### Exercise description
Identify and pull out each line of the entries in which "page" occurs.

### Input for this task
###

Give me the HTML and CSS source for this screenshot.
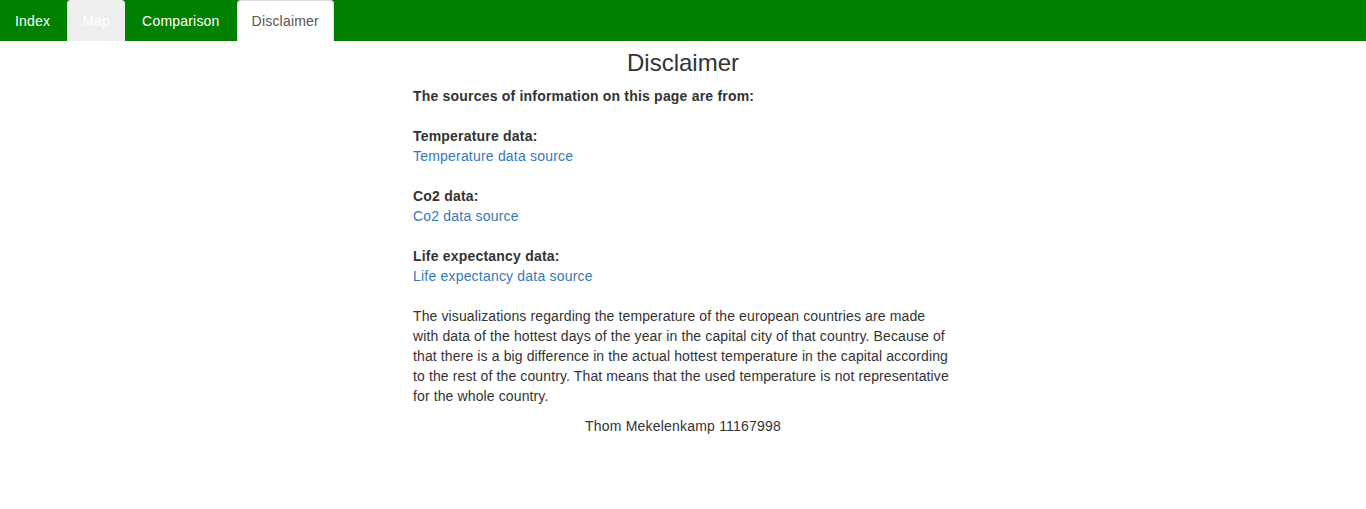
FILE: index.html
```html
<!DOCTYPE html>
<html lang="en">
<head>
<meta charset="utf-8">
<title>Disclaimer</title>
<link rel="stylesheet" href="styles.css">
</head>
<body>
<nav class="tabs">
  <a class="tab" href="#">Index</a>
  <a class="tab tab-hover" href="#">Map</a>
  <a class="tab" href="#">Comparison</a>
  <a class="tab tab-active" href="#">Disclaimer</a>
</nav>
<main class="content">
  <h1 class="title">Disclaimer</h1>
  <p class="label">The sources of information on this page are from:</p>
  <div class="source">
    <p class="label">Temperature data:</p>
    <a class="link" href="#">Temperature data source</a>
  </div>
  <div class="source">
    <p class="label">Co2 data:</p>
    <a class="link" href="#">Co2 data source</a>
  </div>
  <div class="source">
    <p class="label">Life expectancy data:</p>
    <a class="link" href="#">Life expectancy data source</a>
  </div>
  <p class="text">The visualizations regarding the temperature of the european countries are made with data of the hottest days of the year in the capital city of that country. Because of that there is a big difference in the actual hottest temperature in the capital according to the rest of the country. That means that the used temperature is not representative for the whole country.</p>
  <p class="author">Thom Mekelenkamp 11167998</p>
</main>
</body>
</html>
```
FILE: styles.css
```css
html, body {
  margin: 0;
  padding: 0;
  background: #fff;
}
body {
  font-family: "Liberation Sans", Arial, Helvetica, sans-serif;
  font-size: 14px;
  line-height: 20px;
  letter-spacing: 0.2px;
  color: #333;
}
.tabs {
  display: flex;
  align-items: flex-start;
  height: 41px;
  background: #008000;
}
.tab {
  display: block;
  padding: 10px 14px;
  margin-right: 2px;
  line-height: 20px;
  border: 1px solid transparent;
  border-bottom: 0;
  border-radius: 4px 4px 0 0;
  color: #fff;
  text-decoration: none;
}
.tab-hover {
  background: #eee;
  border-color: #eee;
}
.tab-active {
  background: #fff;
  color: #555;
  border-color: #ddd;
}
.content {
  width: 540px;
  margin: 0 auto;
}
.title {
  margin: 9px 0 10px;
  font-size: 24px;
  font-weight: 500;
  line-height: 26.4px;
  letter-spacing: 0;
  text-align: center;
}
.label {
  margin: 0;
  font-weight: bold;
}
.source {
  margin-top: 20px;
}
.link {
  display: block;
  color: #337ab7;
  text-decoration: none;
}
.text {
  margin: 20px 0 10px;
  letter-spacing: 0.12px;
}
.author {
  margin: 0;
  text-align: center;
}
```
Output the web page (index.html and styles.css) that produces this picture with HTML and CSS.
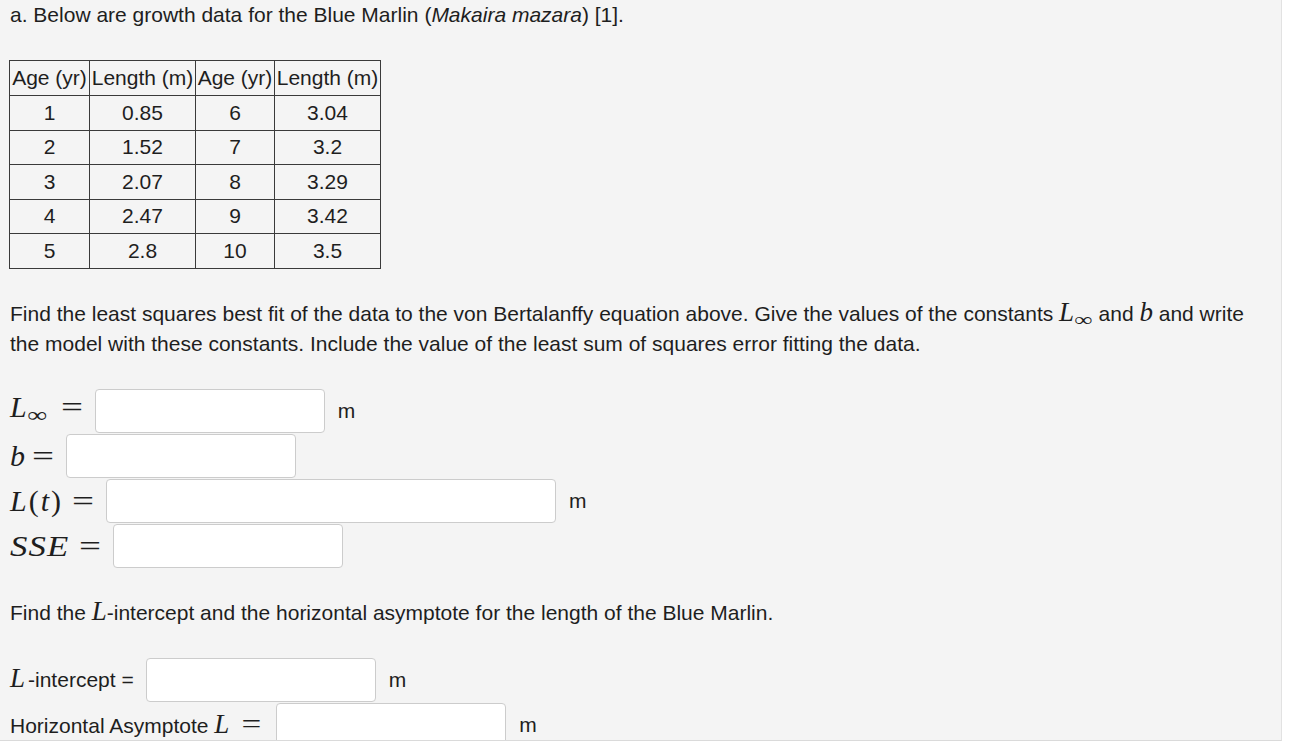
FILE: index.html
```html
<!DOCTYPE html>
<html>
<head>
<meta charset="utf-8">
<link rel="stylesheet" href="styles.css">
</head>
<body>
<div class="panel">
  <p class="title">a. Below are growth data for the Blue Marlin (<i>Makaira mazara</i>) [1].</p>
  <table class="data">
    <tr><td class="c1">Age (yr)</td><td class="c2">Length (m)</td><td class="c3">Age (yr)</td><td class="c4">Length (m)</td></tr>
    <tr><td>1</td><td>0.85</td><td>6</td><td>3.04</td></tr>
    <tr><td>2</td><td>1.52</td><td>7</td><td>3.2</td></tr>
    <tr><td>3</td><td>2.07</td><td>8</td><td>3.29</td></tr>
    <tr><td>4</td><td>2.47</td><td>9</td><td>3.42</td></tr>
    <tr><td>5</td><td>2.8</td><td>10</td><td>3.5</td></tr>
  </table>
  <p class="para">Find the least squares best fit of the data to the von Bertalanffy equation above. Give the values of the constants <span class="mi"><span class="ml">L</span><span class="isub">∞</span></span> and <span class="mi">b</span> and write the model with these constants. Include the value of the least sum of squares error fitting the data.</p>
  <div class="answers">
    <div class="row"><span class="dmath"><i class="ls3">L</i><span class="dsub">∞</span><span class="eq">=</span></span><span class="box"></span><span class="unit">m</span></div>
    <div class="row"><span class="dmath"><i class="vb">b</i><span class="eq">=</span></span><span class="box"></span></div>
    <div class="row"><span class="dmath ls2"><i>L</i>(<i>t</i>)<span class="eq">=</span></span><span class="box wide"></span><span class="unit">m</span></div>
    <div class="row"><span class="dmath"><i class="wide-id">SSE</i><span class="eq">=</span></span><span class="box"></span></div>
  </div>
  <p class="para second">Find the <span class="mi">L</span>-intercept and the horizontal asymptote for the length of the Blue Marlin.</p>
  <div class="answers lower">
    <div class="row"><span class="lbl"><span class="mi ml3">L</span>-intercept =</span><span class="box"></span><span class="unit">m</span></div>
    <div class="row"><span class="lbl">Horizontal Asymptote <span class="mi">L</span><span class="ieq">=</span></span><span class="box"></span><span class="unit">m</span></div>
  </div>
</div>
</body>
</html>
```
FILE: styles.css
```css
html, body {
  margin: 0;
  padding: 0;
  background: #ffffff;
}
body {
  font-family: "Liberation Sans", Arial, sans-serif;
  font-size: 21px;
  color: #1e1e1e;
}
.panel {
  width: 1282px;
  height: 741px;
  box-sizing: border-box;
  padding: 3px 9px 0 9px;
  background: #f4f4f4;
  border-right: 1px solid #e2e2e2;
  border-bottom: 1px solid #dadada;
  overflow: hidden;
}
.title {
  margin: 0 0 0 1px;
  line-height: 24px;
}
.data {
  margin-top: 33px;
  border-collapse: collapse;
  border: 1px solid #3a3a3a;
}
.data td {
  border: 1px solid #3a3a3a;
  text-align: center;
  padding: 0 1px;
  height: 33.5px;
  line-height: 22px;
}
.data tr:first-child td {
  height: 34px;
}
.c1 { width: 77px; }
.c2 { width: 103px; }
.c3 { width: 76px; }
.c4 { width: 103px; }
.para {
  margin: 30px 0 0 1px;
  line-height: 30px;
  width: 1250px;
}
.mi {
  font-family: "Liberation Serif", "Times New Roman", serif;
  font-style: italic;
  font-size: 27px;
  line-height: 0;
}
.ml {
  letter-spacing: 2px;
}
.ml3 {
  letter-spacing: 3px;
}
.isub {
  display: inline-block;
  font-style: normal;
  font-size: 19px;
  transform: scaleX(1.35);
  transform-origin: left center;
  vertical-align: -5px;
  margin-left: -2px;
  margin-right: 5px;
}
.answers {
  margin-top: 30px;
  display: flex;
  flex-direction: column;
  gap: 1px;
}
.row {
  display: flex;
  align-items: center;
  gap: 12px;
  height: 44px;
}
.dmath {
  font-family: "Liberation Serif", "Times New Roman", serif;
  font-size: 30px;
  padding-left: 1px;
  white-space: nowrap;
  line-height: 40px;
}
.dmath i {
  font-style: italic;
}
.ls2 { letter-spacing: 2px; }
.ls3 { letter-spacing: 3px; }
.vb { margin-right: -2px; }
.dmath i.wide-id {
  display: inline-block;
  letter-spacing: 1px;
  transform: scaleX(1.16);
  transform-origin: left center;
  margin-right: 9px;
}
.dsub {
  display: inline-block;
  font-size: 21px;
  transform: scaleX(1.35);
  transform-origin: left center;
  vertical-align: -5px;
  margin-left: -3px;
  margin-right: 10px;
}
.eq {
  display: inline-block;
  width: 22px;
  margin-left: 9px;
  text-align: center;
  font-style: normal;
  letter-spacing: 0;
  transform: scaleX(1.3);
}
.box {
  width: 228px;
  height: 42px;
  background: #ffffff;
  border: 1px solid #cccccc;
  border-radius: 4px;
  flex: none;
}
.box.wide {
  width: 448px;
}
.unit {
  margin-left: 1px;
}
.para.second {
  margin-top: 30px;
}
.lower {
  margin-top: 30px;
}
.lbl {
  padding-left: 1px;
  white-space: nowrap;
}
.ieq {
  display: inline-block;
  font-family: "Liberation Serif", "Times New Roman", serif;
  font-size: 27px;
  width: 21px;
  text-align: center;
  margin-left: 12px;
  margin-right: 2px;
  transform: scaleX(1.3);
}
```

###

### Task result
  <p class="label">The sources of information on this page are from:</p>
Output the web page (index.html and styles.css) that produces this picture with HTML and CSS.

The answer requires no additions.